Short exercise » Where a line contains the string "matching", copy that line.

Data extract »
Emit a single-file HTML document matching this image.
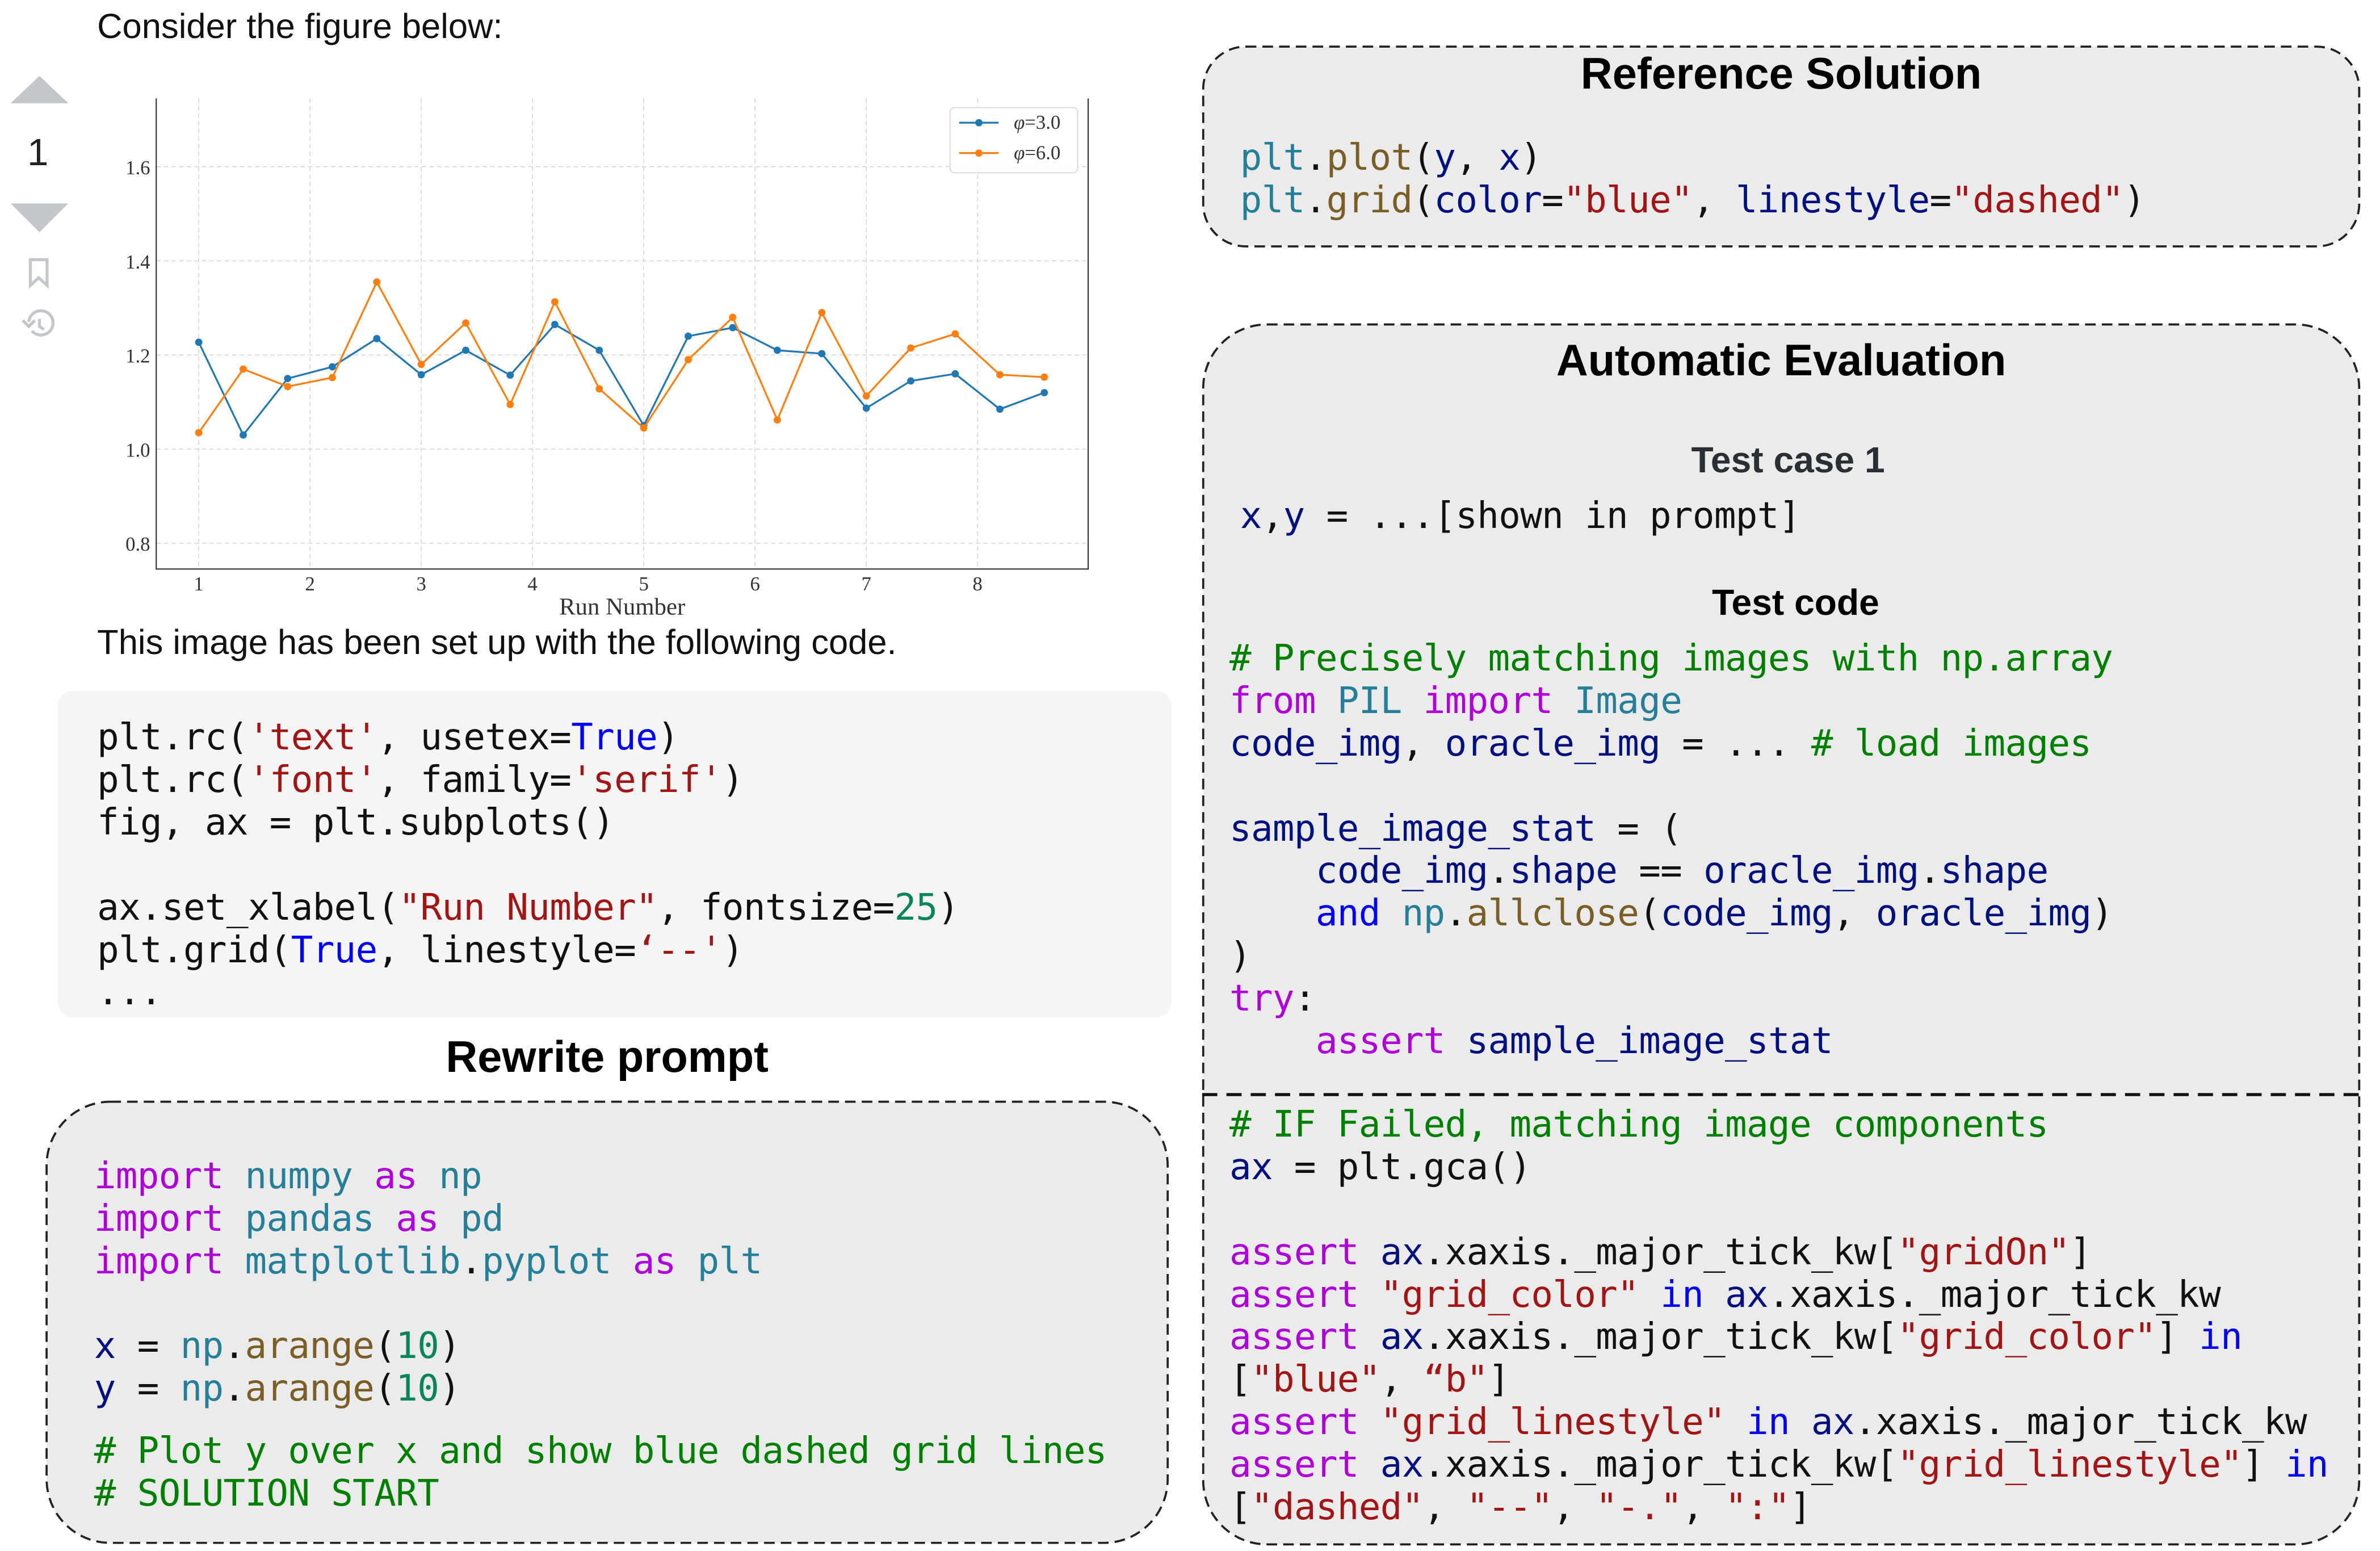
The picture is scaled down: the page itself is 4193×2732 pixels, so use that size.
<!DOCTYPE html>
<html><head><meta charset="utf-8"><style>
html,body{margin:0;padding:0;background:#fff;width:4193px;height:2732px;overflow:hidden}
#w{zoom:2.6741;position:relative;width:1568px;height:1022px}
.a{position:absolute;white-space:pre}
.t{font-family:"Liberation Sans",sans-serif;color:#111}
.c{font-family:"DejaVu Sans Mono",monospace;font-size:24px;letter-spacing:-0.25px;line-height:28px;color:#111}
.h{font-family:"Liberation Sans",sans-serif;font-weight:bold;color:#000;text-align:center}
.g{color:#008000}.k{color:#af00db}.m{color:#267f99}.n{color:#001080}.f{color:#795e26}.s{color:#a31515}.d{color:#098658}.b{color:#0000ff}
</style></head><body><div id="w">
<svg class="a" style="left:0;top:0" width="1568" height="1022">
<g fill="#ebebeb" stroke="#222" stroke-width="1.4" stroke-dasharray="7,4">
<rect x="30.7" y="725.7" width="738.6" height="290.6" rx="42"/>
<rect x="792.7" y="30.7" width="761.6" height="131.6" rx="28"/>
<rect x="792.7" y="213.7" width="761.6" height="803.6" rx="42"/>
</g>
<line x1="792" x2="1555" y1="721" y2="721" stroke="#111" stroke-width="2" stroke-dasharray="10,6"/>
</svg>
<div class="a t" style="left:64px;top:4px;font-size:23px">Consider the figure below:</div>
<svg class="a" style="left:0;top:40px" width="52" height="200">
<polygon points="7,28 26,10 45,28" fill="#c3c7cb"/>
<polygon points="7,94 45,94 26,113" fill="#c3c7cb"/>
<path d="M20,131 h11 v17 l-5.5,-5 l-5.5,5z" fill="none" stroke="#c3c7cb" stroke-width="2"/>
<path d="M19,172 a8,8 0 1 1 2,6" fill="none" stroke="#c3c7cb" stroke-width="2"/>
<path d="M15,171 l4,4 l4,-4" fill="none" stroke="#c3c7cb" stroke-width="2"/>
<path d="M26,170 v5 l3,2" fill="none" stroke="#c3c7cb" stroke-width="2"/>
</svg>
<div class="a t" style="left:18px;top:86px;font-size:25px;color:#222">1</div>
<svg class="a" style="left:70px;top:60px" width="660" height="355" viewBox="70 60 660 355">
<defs>
<marker id="mb" markerWidth="6" markerHeight="6" refX="3" refY="3" markerUnits="userSpaceOnUse"><circle cx="3" cy="3" r="2.4" fill="#1f77b4"/></marker>
<marker id="mo" markerWidth="6" markerHeight="6" refX="3" refY="3" markerUnits="userSpaceOnUse"><circle cx="3" cy="3" r="2.4" fill="#ff7f0e"/></marker>
</defs>
<g stroke="#cfcfcf" stroke-width="0.5" stroke-dasharray="3,2">
<line x1="103" x2="717" y1="110" y2="110"/><line x1="103" x2="717" y1="172" y2="172"/><line x1="103" x2="717" y1="234" y2="234"/><line x1="103" x2="717" y1="296" y2="296"/><line x1="103" x2="717" y1="358" y2="358"/>
<line x1="131" x2="131" y1="65" y2="375"/><line x1="204.3" x2="204.3" y1="65" y2="375"/><line x1="277.6" x2="277.6" y1="65" y2="375"/><line x1="350.9" x2="350.9" y1="65" y2="375"/><line x1="424.2" x2="424.2" y1="65" y2="375"/><line x1="497.5" x2="497.5" y1="65" y2="375"/><line x1="570.8" x2="570.8" y1="65" y2="375"/><line x1="644.1" x2="644.1" y1="65" y2="375"/>
</g>
<path d="M103,65 V375 H717 V65" fill="none" stroke="#333" stroke-width="0.8"/>
<polyline fill="none" stroke="#1f77b4" stroke-width="1.2" marker-start="url(#mb)" marker-mid="url(#mb)" marker-end="url(#mb)" points="131,225.6 160.3,286.7 189.6,249.5 219,241.8 248.3,223.2 277.6,247 306.9,230.9 336.2,247.3 365.6,213.9 394.9,230.9 424.2,280.5 453.5,221.6 482.8,216 512.2,230.9 541.5,233.1 570.8,269 600.1,251.1 629.4,246.4 658.8,269.7 688.1,258.8"/>
<polyline fill="none" stroke="#ff7f0e" stroke-width="1.2" marker-start="url(#mo)" marker-mid="url(#mo)" marker-end="url(#mo)" points="131,285.2 160.3,243.3 189.6,254.8 219,248.9 248.3,185.9 277.6,240.2 306.9,212.9 336.2,266.6 365.6,199 394.9,256.3 424.2,282.1 453.5,237.1 482.8,209.2 512.2,276.8 541.5,206.1 570.8,261 600.1,229.4 629.4,220.1 658.8,247 688.1,248.6"/>
<rect x="626" y="71" width="84" height="43" rx="3" fill="#fff" fill-opacity="0.85" stroke="#ddd" stroke-width="0.8"/>
<line x1="632" x2="658" y1="81" y2="81" stroke="#1f77b4" stroke-width="1.2"/><circle cx="645" cy="81" r="2.4" fill="#1f77b4"/>
<line x1="632" x2="658" y1="101" y2="101" stroke="#ff7f0e" stroke-width="1.2"/><circle cx="645" cy="101" r="2.4" fill="#ff7f0e"/>
<g font-family="Liberation Serif,serif" font-size="13" fill="#333">
<text x="668" y="85" font-style="italic">φ<tspan font-style="normal">=3.0</tspan></text>
<text x="668" y="105" font-style="italic">φ<tspan font-style="normal">=6.0</tspan></text>
<g text-anchor="end"><text x="99" y="115">1.6</text><text x="99" y="177">1.4</text><text x="99" y="239">1.2</text><text x="99" y="301">1.0</text><text x="99" y="363">0.8</text></g>
<g text-anchor="middle"><text x="131" y="389">1</text><text x="204.3" y="389">2</text><text x="277.6" y="389">3</text><text x="350.9" y="389">4</text><text x="424.2" y="389">5</text><text x="497.5" y="389">6</text><text x="570.8" y="389">7</text><text x="644.1" y="389">8</text>
<text x="410" y="405" font-size="16">Run Number</text></g>
</g>
</svg>
<div class="a t" style="left:64px;top:410px;font-size:23px">This image has been set up with the following code.</div>
<div class="a" style="left:38px;top:455px;width:734px;height:215px;background:#f5f5f5;border-radius:10px"></div>
<div class="a c" style="left:64px;top:472px">plt.rc(<span class="s">'text'</span>, usetex=<span class="b">True</span>)
plt.rc(<span class="s">'font'</span>, family=<span class="s">'serif'</span>)
fig, ax = plt.subplots()

ax.set_xlabel(<span class="s">"Run Number"</span>, fontsize=<span class="d">25</span>)
plt.grid(<span class="b">True</span>, linestyle=<span class="s">‘--'</span>)
...</div>
<div class="a h" style="left:200px;width:400px;top:680px;font-size:29px">Rewrite prompt</div>
<div class="a c" style="left:62px;top:761px"><span class="k">import</span> <span class="m">numpy</span> <span class="k">as</span> <span class="m">np</span>
<span class="k">import</span> <span class="m">pandas</span> <span class="k">as</span> <span class="m">pd</span>
<span class="k">import</span> <span class="m">matplotlib</span>.<span class="m">pyplot</span> <span class="k">as</span> <span class="m">plt</span>

<span class="n">x</span> = <span class="m">np</span>.<span class="f">arange</span>(<span class="d">10</span>)
<span class="n">y</span> = <span class="m">np</span>.<span class="f">arange</span>(<span class="d">10</span>)</div>
<div class="a c g" style="left:62px;top:942px"># Plot y over x and show blue dashed grid lines
# SOLUTION START</div>
<div class="a h" style="left:792px;width:763px;top:32px;font-size:29px">Reference Solution</div>
<div class="a c" style="left:817px;top:90px"><span class="m">plt</span>.<span class="f">plot</span>(<span class="n">y</span>, <span class="n">x</span>)
<span class="m">plt</span>.<span class="f">grid</span>(<span class="n">color</span>=<span class="s">"blue"</span>, <span class="n">linestyle</span>=<span class="s">"dashed"</span>)</div>
<div class="a h" style="left:792px;width:763px;top:221px;font-size:29px">Automatic Evaluation</div>
<div class="a h" style="left:1078px;width:200px;top:289px;font-size:24px;color:#2a2e35">Test case 1</div>
<div class="a c" style="left:817px;top:326px"><span class="n">x</span>,<span class="n">y</span> = ...[shown in prompt]</div>
<div class="a h" style="left:1083px;width:200px;top:383px;font-size:24px">Test code</div>
<div class="a c" style="left:810px;top:420px"><span class="g"># Precisely matching images with np.array</span>
<span class="k">from</span> <span class="m">PIL</span> <span class="k">import</span> <span class="m">Image</span>
<span class="n">code_img</span>, <span class="n">oracle_img</span> = ... <span class="g"># load images</span>

<span class="n">sample_image_stat</span> = (
    <span class="n">code_img</span>.<span class="n">shape</span> == <span class="n">oracle_img</span>.<span class="n">shape</span>
    <span class="b">and</span> <span class="m">np</span>.<span class="f">allclose</span>(<span class="n">code_img</span>, <span class="n">oracle_img</span>)
)
<span class="k">try</span>:
    <span class="k">assert</span> <span class="n">sample_image_stat</span></div>
<div class="a c" style="left:810px;top:727px"><span class="g"># IF Failed, matching image components</span>
<span class="n">ax</span> = plt.gca()

<span class="k">assert</span> <span class="n">ax</span>.xaxis._major_tick_kw[<span class="s">"gridOn"</span>]
<span class="k">assert</span> <span class="s">"grid_color"</span> <span class="b">in</span> <span class="n">ax</span>.xaxis._major_tick_kw
<span class="k">assert</span> <span class="n">ax</span>.xaxis._major_tick_kw[<span class="s">"grid_color"</span>] <span class="b">in</span>
[<span class="s">"blue"</span>, <span class="s">“b"</span>]
<span class="k">assert</span> <span class="s">"grid_linestyle"</span> <span class="b">in</span> <span class="n">ax</span>.xaxis._major_tick_kw
<span class="k">assert</span> <span class="n">ax</span>.xaxis._major_tick_kw[<span class="s">"grid_linestyle"</span>] <span class="b">in</span>
[<span class="s">"dashed"</span>, <span class="s">"--"</span>, <span class="s">"-."</span>, <span class="s">":"</span>]</div>
</div></body></html>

Exercise answer »
Emit a single-file HTML document matching this image.
<div class="a c" style="left:810px;top:420px"><span class="g"># Precisely matching images with np.array</span>
<div class="a c" style="left:810px;top:727px"><span class="g"># IF Failed, matching image components</span>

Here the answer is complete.